In sum, multistakeholder arrangements in IG can be conceptualised as hybrid sites of discursive production in which heterogeneous actors (including documents and organisational settings) engage in translation processes. During these processes, all actors seek to stabilise their own positions by jointly producing discourse and inscribing it into the materiality of the arrangements. In the following section, the merits of ANT-inspired analyses of discursive production processes in IG are illustrated using empirical examples. The examples used derive from an analysis of the Working Group on Enhanced Cooperation, a multistakeholder group set up by the United Nations, which convened four times in 2013-2014. Because of the conceptual focus of this paper, it is not the intention here to provide the full picture of the group’s deliberations and interactions; therefore, the empirical findings are presented selectively. 16

Enhanced cooperation: a mediator "in the making"

The multistakeholder concept is related to a large range of approaches and processes in IG. In particular, the IGF and its discursive role have been analysed often and thoroughly. In contrast, much less attention has been paid to "the other track of dialogue created by the WSIS" (Radu & Chenou, 2014, p. 10), the process of "enhanced cooperation." This second stream of deliberations is particularly interesting for a study that combines an ANT-inspired perspective with IPA since the concept of enhanced cooperation is itself a discursive artefact. The expression is borrowed from European Union Law, where it is used in various treaties to refer "to the coexistence of different rhythms and depths in institutional integration in different policy areas" (Rioux, Adam, & Company Pérez, 2014, p. 41). In the context of IG, the term was introduced in 2005 in theTunis Agenda, one of the four official outcome documents of WSIS, in an attempt to overcome fundamental discrepancies regarding the role of governments in the technical, operational and policymaking matters of the internet (Brown, 2014; Kleinwächter, 2013).

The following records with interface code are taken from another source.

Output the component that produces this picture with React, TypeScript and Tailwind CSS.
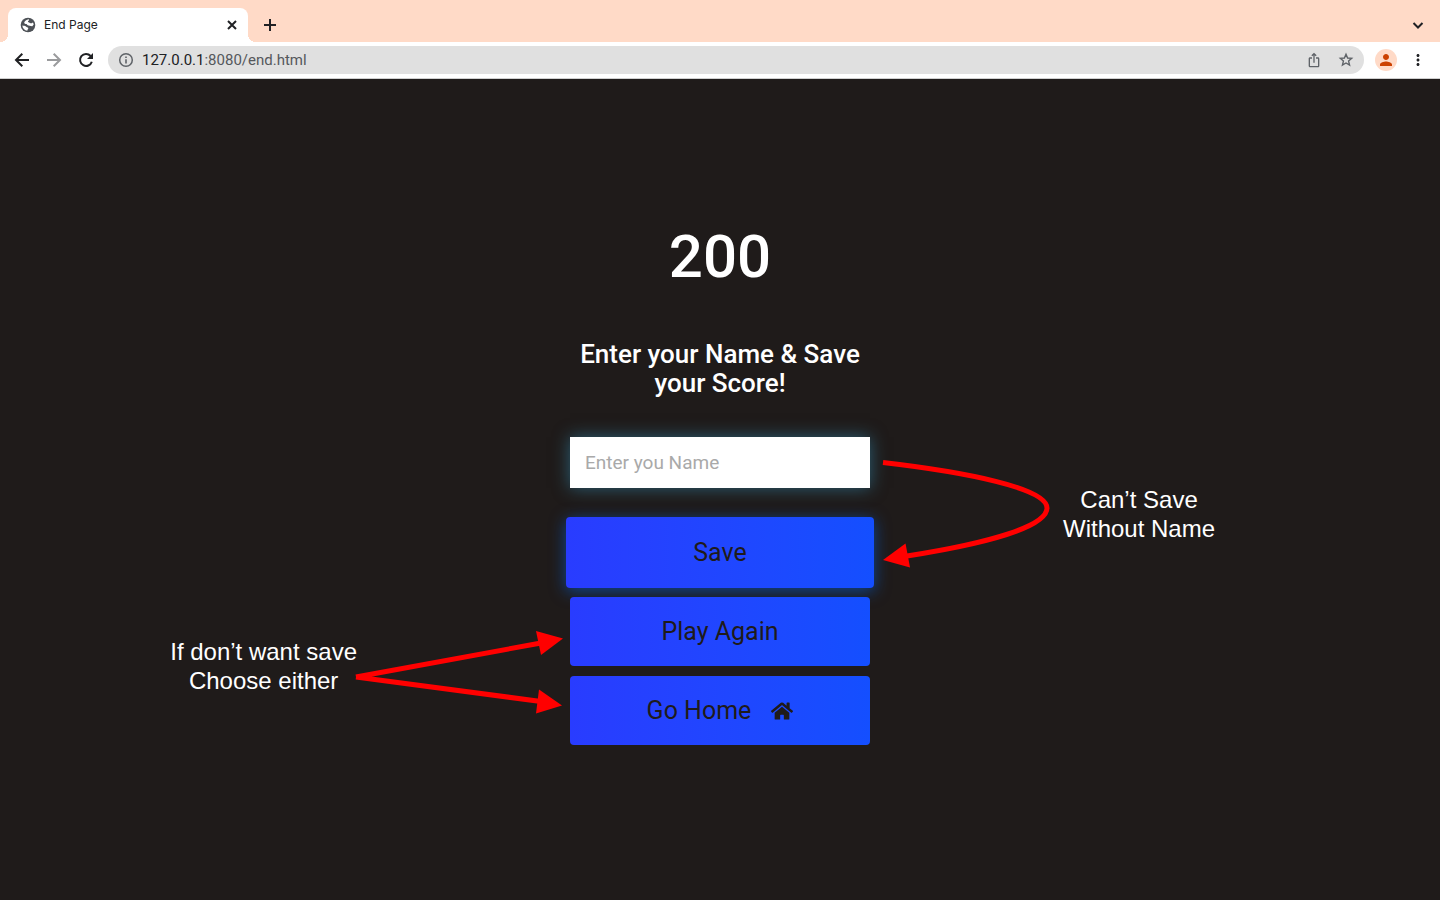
import React from "react";
import { MdIosShare, MdMoreVert, MdPerson } from "react-icons/md";
import { FaHome } from "react-icons/fa";

function GlobeIcon() {
  return (
    <svg viewBox="0 0 16 16" className="size-4" aria-hidden="true">
      <circle cx="8" cy="8" r="7.3" fill="#4d5156" />
      <path
        d="M8.800 2.200C6.400 2.600 4.600 3.800 4.200 5.600C4.300 6.700 5.300 7 6.600 7.100C7.200 8.300 8.200 8.600 9.600 8.700C10.600 8.900 11.200 9.400 12.300 9.300L13.700 7.600C13.600 6.800 13.300 6 12.900 5.400C12 6 11.400 6.200 10.500 6.200C9.800 5.700 9.400 5.400 8.500 5.200C7.700 4.800 7.700 4.200 8.500 3.800C9.100 3.400 9.200 2.800 8.800 2.200Z"
        fill="#fff"
      />
      <path
        d="M2.300 8.400C3.500 8.600 5 8.600 6 9.400C6.600 10.300 7.600 10.200 8.300 10.900C8.500 11.700 7.400 12.200 7.300 13.700C4.600 13.400 2.500 11.300 2.300 8.400Z"
        fill="#fff"
      />
    </svg>
  );
}

/* Stroked glyph on a 20-unit grid, shared by the tab strip and the toolbar. */
function LineIcon({ d, className = "size-5" }: { d: string; className?: string }) {
  return (
    <svg viewBox="0 0 20 20" className={className} fill="none" stroke="currentColor" strokeWidth="2" aria-hidden="true">
      <path d={d} />
    </svg>
  );
}

function TabStrip() {
  return (
    <div className="flex h-[42px] items-end justify-between bg-[#ffdac7] pl-2">
      <div className="flex items-end">
        <div className="relative flex h-[34px] w-60 items-center rounded-t-lg bg-white pr-[6px] pl-3">
          <span className="absolute bottom-0 -left-2 size-2 bg-[radial-gradient(circle_at_0_0,#ffdac7_8px,#fff_8px)]" />
          <span className="absolute -right-2 bottom-0 size-2 bg-[radial-gradient(circle_at_100%_0,#ffdac7_8px,#fff_8px)]" />
          <GlobeIcon />
          <span className="ml-2 flex-1 text-xs text-[#202124]">End Page</span>
          <button type="button" aria-label="Close tab" className="text-[#202124]">
            <LineIcon d="M6 6L14 14M14 6L6 14" />
          </button>
        </div>
        <button type="button" aria-label="New tab" className="ml-3 flex h-[34px] items-center text-[#202124]">
          <LineIcon d="M10 4V16M4 10H16" />
        </button>
      </div>
      <button type="button" aria-label="Search tabs" className="mr-3 flex h-[34px] items-center text-[#202124]">
        <LineIcon d="M5.500 8L10 12.500L14.500 8" />
      </button>
    </div>
  );
}

function Toolbar() {
  return (
    <div className="flex h-[37px] items-center border-b border-[#cfcfcf] bg-white pr-[13px] pl-3 text-[#202124]">
      <div className="flex gap-3">
        <button type="button" aria-label="Back">
          <LineIcon d="M17 10H4.500M10.300 3.700L4 10L10.300 16.300" />
        </button>
        <button type="button" aria-label="Forward" className="text-[#9a9b9d]">
          <LineIcon d="M3 10H15.500M9.700 3.700L16 10L9.700 16.300" />
        </button>
        <button type="button" aria-label="Reload">
          <svg viewBox="0 0 20 20" className="size-5" aria-hidden="true">
            <path
              d="M14.600 6A6 6 0 1 0 15.800 11.700"
              fill="none"
              stroke="currentColor"
              strokeWidth="2"
            />
            <path d="M17 3V9H11Z" fill="currentColor" />
          </svg>
        </button>
      </div>
      <div className="ml-3 flex h-7 flex-1 items-center rounded-full bg-[#e0e0e0] px-[10px] text-[#5f6368]">
        <svg viewBox="0 0 16 16" className="size-4" aria-hidden="true">
          <circle cx="8" cy="8" r="6.300" fill="none" stroke="currentColor" strokeWidth="1.500" />
          <path d="M7.200 7.300H8.800V11.400H7.200ZM7.200 4.600H8.800V6.100H7.200Z" fill="currentColor" />
        </svg>
        <a href="#end" className="ml-2 flex-1 font-[Roboto,sans-serif] text-[15px] text-[#55585c]">
          <span className="text-[#202124]">127.0.0.1</span>:8080/end.html
        </a>
        <button type="button" aria-label="Share">
          <MdIosShare className="size-4" />
        </button>
        <button type="button" aria-label="Bookmark this page" className="ml-4">
          <svg viewBox="0 0 16 16" className="size-4" aria-hidden="true">
            <path
              d="M8 2.200L9.600 6L13.700 6.350L10.600 9.050L11.550 13.100L8 10.950L4.450 13.100L5.400 9.050L2.300 6.350L6.400 6Z"
              fill="none"
              stroke="currentColor"
              strokeWidth="1.400"
            />
          </svg>
        </button>
      </div>
      <button
        type="button"
        aria-label="Profile"
        className="ml-[11px] flex size-[22px] items-center justify-center rounded-full bg-[#ffdac7] text-[#cc4100]"
      >
        <MdPerson className="size-[18px]" />
      </button>
      <button type="button" aria-label="Browser menu" className="ml-3">
        <MdMoreVert className="size-[18px]" />
      </button>
    </div>
  );
}

function SaveNote() {
  return (
    <aside className="absolute top-[219px] left-full flex items-center gap-[3px] text-white">
      <svg viewBox="0 0 190 140" className="h-[140px] w-[190px] shrink-0" aria-hidden="true">
        <path
          d="M13 18.500C95 28 177 44 177 64C177 82 120 99 37 112"
          fill="none"
          stroke="#f00"
          strokeWidth="5"
        />
        <path d="M13 116L35.500 99.500L40 123.500Z" fill="#f00" />
      </svg>
      <p className="text-center font-['Liberation_Sans',sans-serif] text-2xl leading-[29px] whitespace-nowrap">
        Can’t Save
        <br />
        Without Name
      </p>
    </aside>
  );
}

function SkipNote() {
  return (
    <aside className="absolute top-[391px] right-full flex items-center text-white">
      <p className="text-center font-['Liberation_Sans',sans-serif] text-2xl leading-[29px] whitespace-nowrap">
        If don’t want save
        <br />
        Choose either
      </p>
      <svg viewBox="2 -3 213 100" className="h-[100px] w-[213px] shrink-0 overflow-visible" aria-hidden="true">
        <path d="M1 58L186 24M1 58L186 82.500" fill="none" stroke="#f00" strokeWidth="5" />
        <path d="M208 19.500L181 12L186 36Z" fill="#f00" />
        <path d="M207 86.500L184 70.500L181 94.500Z" fill="#f00" />
      </svg>
    </aside>
  );
}

const gradient = "bg-linear-to-r from-[#293cff] to-[#144fff]";

export default function App() {
  return (
    <div className="flex min-h-screen flex-col bg-[#1f1b1a] font-[Inter,sans-serif]">
      <header>
        <TabStrip />
        <Toolbar />
      </header>
      <main className="flex flex-1 flex-col items-center pt-[146px] pb-10 font-[Roboto,sans-serif]">
        <div className="relative flex w-[300px] flex-col">
          <h1 className="text-center text-[60px] leading-[64px] font-medium text-white">200</h1>
          <h2 className="mt-[51px] text-center text-[26px] leading-[29px] font-medium text-white">
            Enter your Name &amp; Save your Score!
          </h2>
          <form className="mt-[39px] flex flex-col" onSubmit={(event) => event.preventDefault()}>
            <input
              type="text"
              aria-label="Name"
              placeholder="Enter you Name"
              className="h-[51px] bg-white px-[15px] text-[19px] text-[#1f1b1a] shadow-[0_0_16px_rgba(56,163,209,0.5)] outline-none placeholder:text-[#a9a9a9]"
            />
            <button
              type="submit"
              className={`-mx-1 mt-[29px] h-[71px] rounded text-[25px] text-[#1f1b1a] shadow-[0_3px_16px_rgba(0,100,230,0.6)] ${gradient}`}
            >
              Save
            </button>
          </form>
          <div className="relative mt-[9px] flex flex-col gap-[10px] text-[25px] text-[#1f1b1a]">
            <button type="button" className={`h-[69px] rounded ${gradient}`}>
              Play Again
            </button>
            <a href="#home" className={`flex h-[69px] items-center justify-center gap-5 rounded ${gradient}`}>
              Go Home
              <FaHome className="size-[22px]" aria-hidden="true" />
            </a>
          </div>
          <SaveNote />
          <SkipNote />
        </div>
      </main>
    </div>
  );
}
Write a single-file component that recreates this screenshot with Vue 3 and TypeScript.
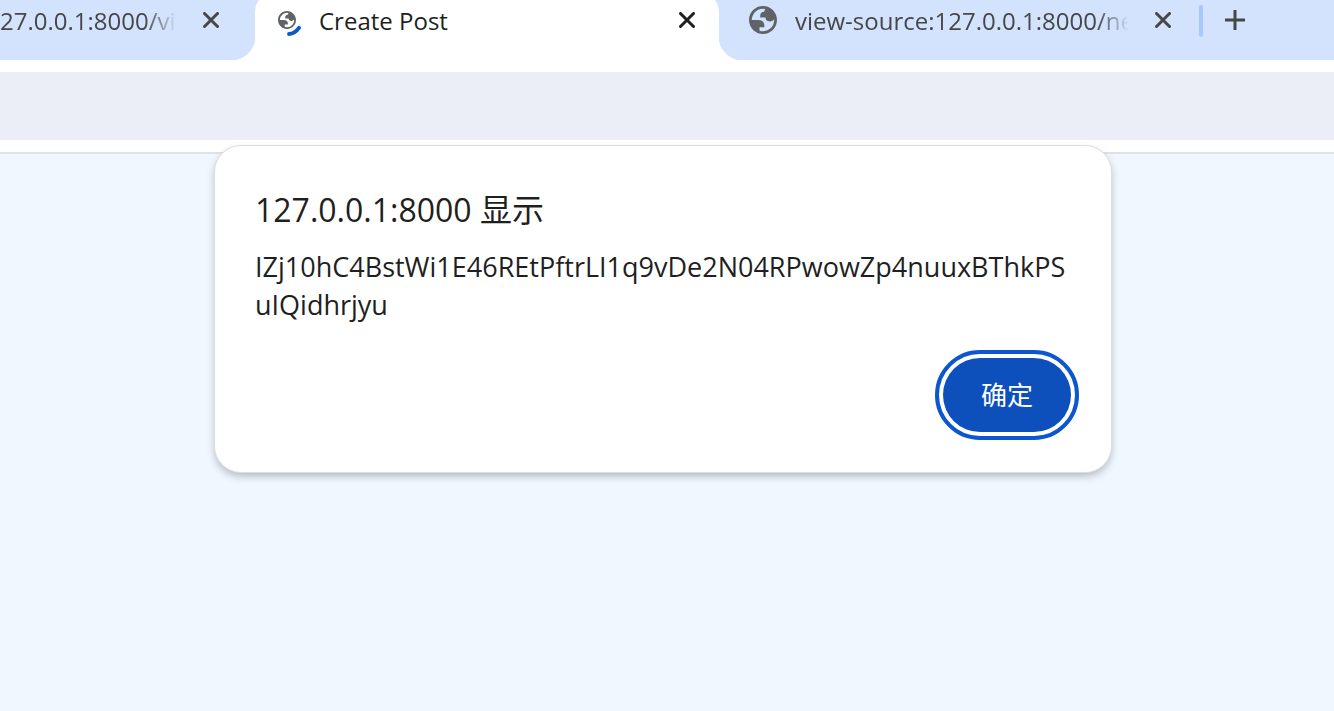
<script setup lang="ts">
import { ref } from 'vue'

interface Tab {
  title: string
  kind: 'leading' | 'active' | 'trailing'
  icon: boolean
  loading: boolean
}

const tabs: Tab[] = [
  { title: '27.0.0.1:8000/vi', kind: 'leading', icon: false, loading: false },
  { title: 'Create Post', kind: 'active', icon: true, loading: true },
  { title: 'view-source:127.0.0.1:8000/ne', kind: 'trailing', icon: true, loading: false },
]

const globe =
  'M12 2C6.48 2 2 6.48 2 12s4.48 10 10 10 10-4.48 10-10S17.52 2 12 2zM4 12h4.4c3.407.022 4.922 1.73 4.543 5.127H9.488v2.47a8.004 8.004 0 0 0 10.498-8.083C19.327 12.504 18.332 13 17 13c-2.137 0-3.206-.916-3.206-2.75h-3.748c-.274-2.728.683-4.092 2.87-4.092 0-.975.327-1.597.811-1.97A8.004 8.004 0 0 0 4 12z'

const open = ref(true)
const message = 'IZj10hC4BstWi1E46REtPftrLI1q9vDe2N04RPwowZp4nuuxBThkPSuIQidhrjyu'
</script>

<template>
  <div class="browser">
    <nav class="strip" aria-label="Tabs">
      <div v-for="tab in tabs" :key="tab.title" class="tab" :class="tab.kind">
        <span v-if="tab.icon" class="favicon">
          <svg v-if="tab.loading" width="28" height="32" viewBox="0 0 28 32" aria-hidden="true">
            <svg x="3" y="7" width="18" height="18" viewBox="2 2 20 20">
              <path :d="globe" fill="#5f6368" fill-rule="evenodd" />
            </svg>
            <path d="M14 30Q20 29.4 24 23.8" fill="none" stroke="#0b57d0" stroke-width="3.8" stroke-linecap="round" />
          </svg>
          <svg v-else width="28" height="28" viewBox="2 2 20 20" aria-hidden="true">
            <path :d="globe" fill="#5f6368" fill-rule="evenodd" />
          </svg>
        </span>
        <span class="title">{{ tab.title }}</span>
        <button class="icon-button" type="button" :aria-label="`Close ${tab.title}`">
          <svg width="16" height="16" viewBox="0 0 16 16" aria-hidden="true">
            <path d="M1.5 1.5l13 13M14.5 1.5l-13 13" stroke="currentColor" stroke-width="3" stroke-linecap="round" />
          </svg>
        </button>
      </div>
      <span class="divider"></span>
      <button class="icon-button add" type="button" aria-label="New tab">
        <svg width="20" height="20" viewBox="0 0 20 20" aria-hidden="true">
          <path d="M10 0v20M0 10h20" stroke="currentColor" stroke-width="3" />
        </svg>
      </button>
    </nav>
    <div class="toolbar"></div>
    <main class="page"></main>

    <div v-if="open" class="overlay">
      <section class="dialog" role="alertdialog" aria-labelledby="dialog-title" aria-describedby="dialog-message">
        <h1 id="dialog-title">127.0.0.1:8000 显示</h1>
        <p id="dialog-message">{{ message }}</p>
        <div class="actions">
          <button class="confirm" type="button" @click="open = false">确定</button>
        </div>
      </section>
    </div>
  </div>
</template>

<style>
body {
  background: #f0f7ff;
}
</style>

<style scoped>
.browser {
  position: relative;
  min-height: 100vh;
  display: flex;
  flex-direction: column;
  font-family: 'Open Sans', 'Noto Sans CJK SC', sans-serif;
  color: #1f1f1f;
}

.strip {
  display: flex;
  height: 60px;
  background: #d3e3fd;
  color: #474747;
}

.tab {
  position: relative;
  display: flex;
  align-items: center;
  box-sizing: border-box;
  height: 60px;
  padding-bottom: 20px;
}

.leading {
  width: 255px;
  padding-right: 36px;
}

.active {
  width: 464px;
  padding-left: 20px;
  padding-right: 24px;
  color: #1f1f1f;
}

.active::before {
  content: '';
  position: absolute;
  inset: -8px 0 0;
  border-radius: 20px 20px 0 0;
  background: #fff;
}

.active > * {
  position: relative;
}

.leading::after,
.trailing::before {
  content: '';
  position: absolute;
  bottom: 0;
  width: 24px;
  height: 24px;
}

.leading::after {
  right: 0;
  background: radial-gradient(circle at 0 0, transparent 24px, #fff 25px);
}

.trailing::before {
  left: 0;
  background: radial-gradient(circle at 100% 0, transparent 24px, #fff 25px);
}

.trailing {
  width: 480px;
  padding-left: 30px;
  padding-right: 28px;
}

.favicon {
  display: flex;
  flex: none;
  width: 28px;
  margin-right: 16px;
}

.trailing .favicon {
  margin-right: 18px;
}

.title {
  flex: 1;
  min-width: 0;
  padding-top: 2px;
  white-space: nowrap;
  font-size: 24px;
  line-height: 40px;
}

.leading .title,
.trailing .title {
  margin-right: 12px;
  mask-image: linear-gradient(to right, #000 calc(100% - 46px), transparent calc(100% - 14px));
}

.icon-button {
  display: flex;
  align-items: center;
  justify-content: center;
  flex: none;
  padding: 0;
  border: 0;
  background: none;
  color: inherit;
}

.tab .icon-button {
  width: 16px;
  height: 40px;
}

.divider {
  width: 4px;
  height: 32px;
  margin-top: 5px;
  border-radius: 2px;
  background: #a8c7fa;
}

.add {
  width: 20px;
  height: 40px;
  margin-left: 22px;
}

.toolbar {
  height: 68px;
  border-top: 12px solid #fff;
  border-bottom: 12px solid #fff;
  background: #ebeef7;
}

.page {
  flex: 1;
  border-top: 2px solid #dfe3e3;
  background: #f0f7ff;
}

.overlay {
  position: absolute;
  inset: 0;
  display: flex;
  align-items: flex-start;
  justify-content: center;
  padding: 146px 8px 0 0;
}

.dialog {
  box-sizing: border-box;
  width: 896px;
  max-width: 100%;
  padding: 40px;
  border-radius: 26px;
  background: #fff;
  box-shadow:
    0 0 0 1px #dcdfe1,
    0 4px 8px rgba(0, 0, 0, 0.26);
}

h1 {
  margin: 0;
  font-size: 32px;
  font-weight: 400;
  line-height: 48px;
}

p {
  margin: 14px 0 0;
  font-size: 27px;
  line-height: 38px;
  word-break: break-all;
}

.actions {
  display: flex;
  justify-content: flex-end;
  margin-top: 34px;
}

.confirm {
  width: 128px;
  height: 74px;
  padding: 0 0 2px;
  border: 0;
  border-radius: 37px;
  outline: 4px solid #0b57d0;
  outline-offset: 4px;
  background: #0d50bc;
  color: #fff;
  font: inherit;
  font-size: 26px;
}
</style>
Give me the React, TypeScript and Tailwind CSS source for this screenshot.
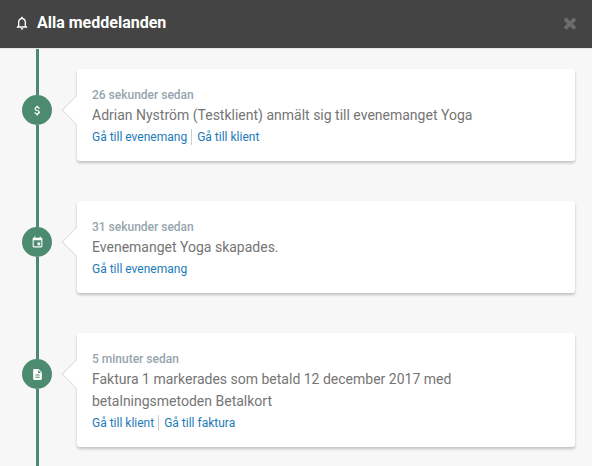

Inscribed into paragraphs 69 and 71 of the Tunis Agenda, "the process towards enhanced cooperation" was supposed to result in a future mechanism to "enable governments, on equal footing, to carry out their roles and responsibilities, in international public policy issues pertaining to the internet […]" without interfering in the day-to-day technical and operational IG matters. By situating the achievement of enhanced cooperation in the future, the documents' authors acknowledged that such a mechanism did not yet exist, nor was there any clearly defined cooperation mechanism that included governments and had an uncontested role with regard to internet policymaking. Thus the concept of enhanced cooperation was a purely discursive artefact which –through its inscription in the Tunis Agenda– gained material form and a durable link to IG. 17

However, the inscription of enhanced cooperation into the Tunis Agenda did not go as far as to specify what the notion meant precisely or how it should be implemented or measured. Since enhanced cooperation was introduced in an attempt to find a compromise, it was left intentionally with a "creative ambiguity" and "much room for interpretation" (Kummer, 2007, p. 9). Therefore, this discursive artefact, enhanced cooperation, can be interpreted as what ANT refers to as a "mediator". Mediators are artefacts produced by actors and circulated during the processes of translation and inscription. They can be immaterial – like services or notions, or material – like texts or other physical objects. It is not their form that makes them mediators, but the fact that they "transform, translate, distort and modify the meaning or the elements they are supposed to carry"; hence, "their input is never a good predictor of their output; their specificity has to be taken into account every time" (Latour, 2005, p. 39).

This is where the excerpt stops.